All of that has changed. On Monday, the Obama administration takes on the coal industry with the final version of rules it has dubbed the Clean Power Plan, a complex scheme designed to reduce, on a state-by-state basis, the amount of greenhouse gases the nation’s electric power sector emits. The main target: coal.

Today, more people in the United States work jobs installing solar panels than work in the coal industry. Ideas for using liquefied coal for cars never materialized. Industrial users have become more efficient. And coal’s share of electricity generation is waning, with natural gas and renewable energy taking its place. Only a handful of coal power plants have been built in recent years, and the Sierra Club keeps a tally of canceled coal-fired power plants like trophies on the wall.

The reason for the focus on coal is that it remains the largest U.S. producer of greenhouse gases at a time when President Obama is striving for an agreement at the December climate summit in Paris. In March, the United States submitted its own goal to the United Nations, vowing to reduce by 2025 U.S. greenhouse-gas emissions by 26 percent to 28 percent below 2005 levels. Trimming coal emissions must be a part of that.

The president has been leaning on other world leaders one by one — from China, India, Brazil and more — to make commitments to slash emissions. China pledged to a peak year for emissions; India came up with daunting renewable-energy targets; and Brazil said it would protect rain forests that absorb vast amounts of carbon dioxide.

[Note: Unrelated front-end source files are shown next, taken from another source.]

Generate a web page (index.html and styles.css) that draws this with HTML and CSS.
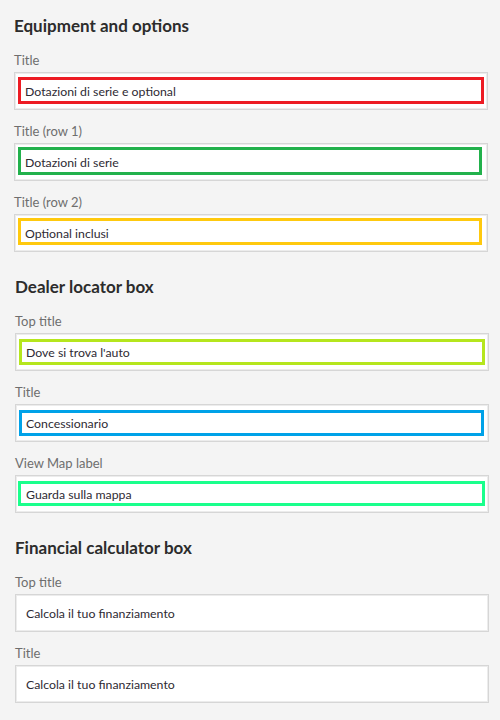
FILE: index.html
```html
<!DOCTYPE html>
<html lang="en">
<head>
<meta charset="utf-8">
<title>Equipment and options</title>
<link rel="stylesheet" href="styles.css">
</head>
<body>
<div class="panel">
  <section class="group">
    <h2 class="group-title">Equipment and options</h2>
    <div class="field">
      <div class="label">Title</div>
      <div class="textfield">Dotazioni di serie e optional<span class="mark mark-red"></span></div>
    </div>
    <div class="field">
      <div class="label">Title (row 1)</div>
      <div class="textfield">Dotazioni di serie<span class="mark mark-green"></span></div>
    </div>
    <div class="field">
      <div class="label">Title (row 2)</div>
      <div class="textfield">Optional inclusi<span class="mark mark-yellow"></span></div>
    </div>
  </section>
  <section class="group group-shift">
    <h2 class="group-title">Dealer locator box</h2>
    <div class="field">
      <div class="label">Top title</div>
      <div class="textfield">Dove si trova l'auto<span class="mark mark-lime"></span></div>
    </div>
    <div class="field">
      <div class="label">Title</div>
      <div class="textfield">Concessionario<span class="mark mark-blue"></span></div>
    </div>
    <div class="field">
      <div class="label">View Map label</div>
      <div class="textfield">Guarda sulla mappa<span class="mark mark-mint"></span></div>
    </div>
  </section>
  <section class="group group-shift">
    <h2 class="group-title">Financial calculator box</h2>
    <div class="field">
      <div class="label">Top title</div>
      <div class="textfield">Calcola il tuo finanziamento</div>
    </div>
    <div class="field">
      <div class="label">Title</div>
      <div class="textfield">Calcola il tuo finanziamento</div>
    </div>
  </section>
</div>
</body>
</html>
```
FILE: styles.css
```css
html, body {
  margin: 0;
  padding: 0;
  background: #f4f4f4;
}
body {
  font-family: "Lato", "Open Sans", sans-serif;
  color: #2c2c2c;
}
.panel {
  padding: 14px 12px 0 14px;
  display: flex;
  flex-direction: column;
  gap: 23px;
}
.group {
  display: flex;
  flex-direction: column;
  gap: 13px;
}
.group-shift {
  margin-left: 1px;
  margin-right: -1px;
}
.group-title {
  margin: 0 0 1px 0;
  font-size: 17px;
  line-height: 24px;
  font-weight: 700;
  color: #2c2c2c;
}
.field {
  display: flex;
  flex-direction: column;
  gap: 4px;
}
.label {
  font-size: 13px;
  line-height: 16px;
  color: #6e6e6e;
}
.textfield {
  position: relative;
  box-sizing: border-box;
  height: 38px;
  background: #fff;
  border: 1px solid #d6d6d6;
  box-shadow: inset 0 0 0 1px #ececec;
  padding: 0 10px;
  display: flex;
  align-items: center;
  font-size: 12.3px;
  color: #2e2a33;
}
.mark {
  position: absolute;
  border: 3px solid;
}
.mark-red    { border-color: #ed1c24; left: 3px; right: 3px; top: 4px; bottom: 5px; }
.mark-green  { border-color: #22b14c; left: 3px; right: 5px; top: 3px; bottom: 5px; }
.mark-yellow { border-color: #ffc90e; left: 3px; right: 5px; top: 3px; bottom: 6px; }
.mark-lime   { border-color: #b5e61d; left: 3px; right: 3px; top: 5px; bottom: 5px; }
.mark-blue   { border-color: #00a2e8; left: 3px; right: 4px; top: 5px; bottom: 5px; }
.mark-mint   { border-color: #1aff8c; left: 2px; right: 3px; top: 5px; bottom: 6px; }
```
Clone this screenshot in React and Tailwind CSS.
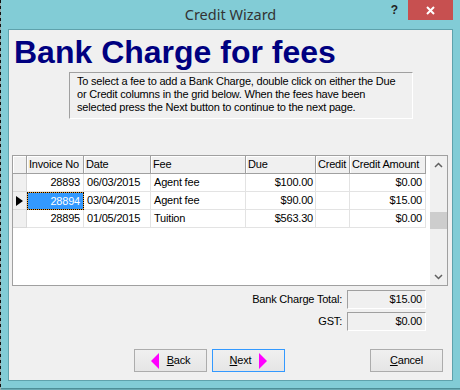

But while the president has made inroads abroad, he has had to fight a rear-guard action at home, where Republicans, led by Senate Majority Leader Mitch McConnell (R-Ky.), have accused him of waging a “war on coal” — and the jobs that go with it. Obama has said his energy policy is an “all of the above” strategy, and his energy secretary, Ernest Moniz, has encouraged Southern Co. in its effort to build a highly efficient coal plant that would inject carbon dioxide emissions into old oil fields to enhance recovery and store the carbon dioxide there permanently.